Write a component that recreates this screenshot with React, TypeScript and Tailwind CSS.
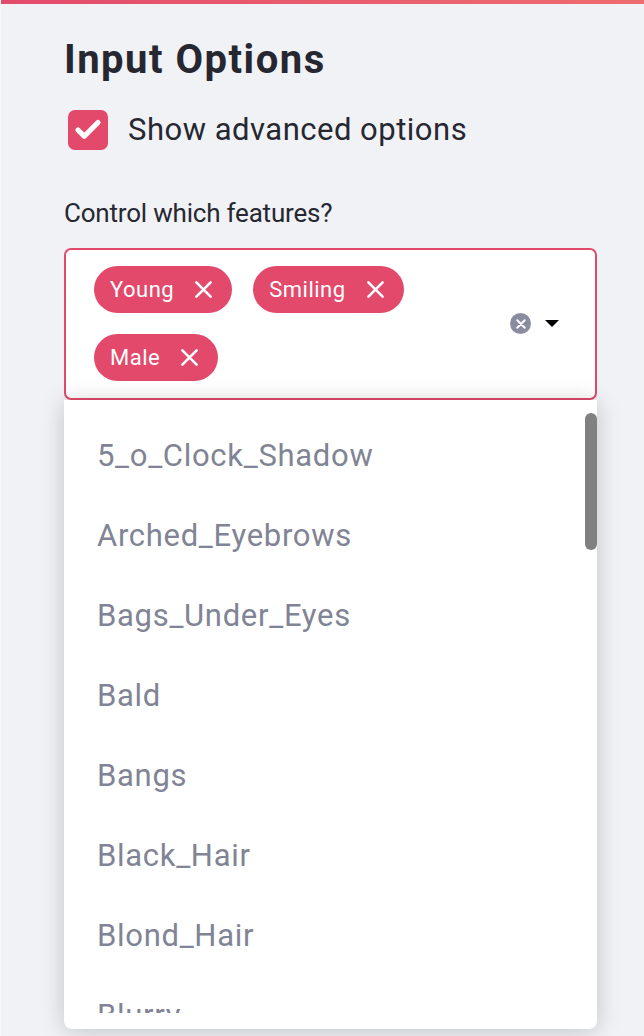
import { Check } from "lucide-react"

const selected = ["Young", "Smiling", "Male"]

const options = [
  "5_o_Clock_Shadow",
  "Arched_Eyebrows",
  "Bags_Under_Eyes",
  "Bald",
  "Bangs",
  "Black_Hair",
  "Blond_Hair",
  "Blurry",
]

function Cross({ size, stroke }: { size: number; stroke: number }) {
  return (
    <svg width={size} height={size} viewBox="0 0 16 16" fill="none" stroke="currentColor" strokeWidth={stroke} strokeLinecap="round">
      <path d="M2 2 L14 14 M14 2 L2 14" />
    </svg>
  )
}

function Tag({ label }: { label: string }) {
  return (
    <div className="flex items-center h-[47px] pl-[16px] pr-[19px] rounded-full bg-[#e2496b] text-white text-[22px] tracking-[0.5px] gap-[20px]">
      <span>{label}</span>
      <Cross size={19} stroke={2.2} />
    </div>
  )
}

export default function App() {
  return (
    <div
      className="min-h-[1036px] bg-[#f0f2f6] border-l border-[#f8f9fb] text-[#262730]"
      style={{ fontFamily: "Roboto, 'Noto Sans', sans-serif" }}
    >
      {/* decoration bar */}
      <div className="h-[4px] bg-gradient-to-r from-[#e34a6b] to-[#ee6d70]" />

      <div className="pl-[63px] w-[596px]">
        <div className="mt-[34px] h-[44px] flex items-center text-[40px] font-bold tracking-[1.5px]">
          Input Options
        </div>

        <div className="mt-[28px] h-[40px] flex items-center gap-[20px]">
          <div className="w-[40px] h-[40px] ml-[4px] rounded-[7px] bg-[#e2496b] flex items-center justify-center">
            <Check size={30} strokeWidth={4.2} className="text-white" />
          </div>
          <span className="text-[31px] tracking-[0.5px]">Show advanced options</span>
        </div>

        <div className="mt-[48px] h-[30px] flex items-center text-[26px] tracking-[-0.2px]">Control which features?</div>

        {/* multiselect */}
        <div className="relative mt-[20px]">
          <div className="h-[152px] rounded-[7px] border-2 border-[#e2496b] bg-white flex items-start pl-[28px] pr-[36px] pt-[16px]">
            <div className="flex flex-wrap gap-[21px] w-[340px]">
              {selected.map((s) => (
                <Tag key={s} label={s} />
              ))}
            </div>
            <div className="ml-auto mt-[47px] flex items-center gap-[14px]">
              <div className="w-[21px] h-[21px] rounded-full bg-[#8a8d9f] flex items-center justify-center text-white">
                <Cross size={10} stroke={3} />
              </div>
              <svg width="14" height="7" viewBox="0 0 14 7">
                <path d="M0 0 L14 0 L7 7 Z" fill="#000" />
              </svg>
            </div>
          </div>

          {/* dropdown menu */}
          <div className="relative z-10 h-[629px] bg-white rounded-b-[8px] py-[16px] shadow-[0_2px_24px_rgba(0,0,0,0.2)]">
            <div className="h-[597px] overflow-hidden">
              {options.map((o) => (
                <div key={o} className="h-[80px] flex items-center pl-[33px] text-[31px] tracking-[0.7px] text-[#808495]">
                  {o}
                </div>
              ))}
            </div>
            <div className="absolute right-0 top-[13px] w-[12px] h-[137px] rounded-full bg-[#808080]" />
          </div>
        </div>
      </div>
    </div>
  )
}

***

### Objective
Reproduce the material in full, word for word, and omit the pictures.

### Finished answer
Write a component that recreates this screenshot with React, TypeScript and Tailwind CSS.
import { Check } from "lucide-react"

const selected = ["Young", "Smiling", "Male"]

const options = [
  "5_o_Clock_Shadow",
  "Arched_Eyebrows",
  "Bags_Under_Eyes",
  "Bald",
  "Bangs",
  "Black_Hair",
  "Blond_Hair",
  "Blurry",
]

function Cross({ size, stroke }: { size: number; stroke: number }) {
  return (
    <svg width={size} height={size} viewBox="0 0 16 16" fill="none" stroke="currentColor" strokeWidth={stroke} strokeLinecap="round">
      <path d="M2 2 L14 14 M14 2 L2 14" />
    </svg>
  )
}

function Tag({ label }: { label: string }) {
  return (
    <div className="flex items-center h-[47px] pl-[16px] pr-[19px] rounded-full bg-[#e2496b] text-white text-[22px] tracking-[0.5px] gap-[20px]">
      <span>{label}</span>
      <Cross size={19} stroke={2.2} />
    </div>
  )
}

export default function App() {
  return (
    <div
      className="min-h-[1036px] bg-[#f0f2f6] border-l border-[#f8f9fb] text-[#262730]"
      style={{ fontFamily: "Roboto, 'Noto Sans', sans-serif" }}
    >
      {/* decoration bar */}
      <div className="h-[4px] bg-gradient-to-r from-[#e34a6b] to-[#ee6d70]" />

      <div className="pl-[63px] w-[596px]">
        <div className="mt-[34px] h-[44px] flex items-center text-[40px] font-bold tracking-[1.5px]">
          Input Options
        </div>

        <div className="mt-[28px] h-[40px] flex items-center gap-[20px]">
          <div className="w-[40px] h-[40px] ml-[4px] rounded-[7px] bg-[#e2496b] flex items-center justify-center">
            <Check size={30} strokeWidth={4.2} className="text-white" />
          </div>
          <span className="text-[31px] tracking-[0.5px]">Show advanced options</span>
        </div>

        <div className="mt-[48px] h-[30px] flex items-center text-[26px] tracking-[-0.2px]">Control which features?</div>

        {/* multiselect */}
        <div className="relative mt-[20px]">
          <div className="h-[152px] rounded-[7px] border-2 border-[#e2496b] bg-white flex items-start pl-[28px] pr-[36px] pt-[16px]">
            <div className="flex flex-wrap gap-[21px] w-[340px]">
              {selected.map((s) => (
                <Tag key={s} label={s} />
              ))}
            </div>
            <div className="ml-auto mt-[47px] flex items-center gap-[14px]">
              <div className="w-[21px] h-[21px] rounded-full bg-[#8a8d9f] flex items-center justify-center text-white">
                <Cross size={10} stroke={3} />
              </div>
              <svg width="14" height="7" viewBox="0 0 14 7">
                <path d="M0 0 L14 0 L7 7 Z" fill="#000" />
              </svg>
            </div>
          </div>

          {/* dropdown menu */}
          <div className="relative z-10 h-[629px] bg-white rounded-b-[8px] py-[16px] shadow-[0_2px_24px_rgba(0,0,0,0.2)]">
            <div className="h-[597px] overflow-hidden">
              {options.map((o) => (
                <div key={o} className="h-[80px] flex items-center pl-[33px] text-[31px] tracking-[0.7px] text-[#808495]">
                  {o}
                </div>
              ))}
            </div>
            <div className="absolute right-0 top-[13px] w-[12px] h-[137px] rounded-full bg-[#808080]" />
          </div>
        </div>
      </div>
    </div>
  )
}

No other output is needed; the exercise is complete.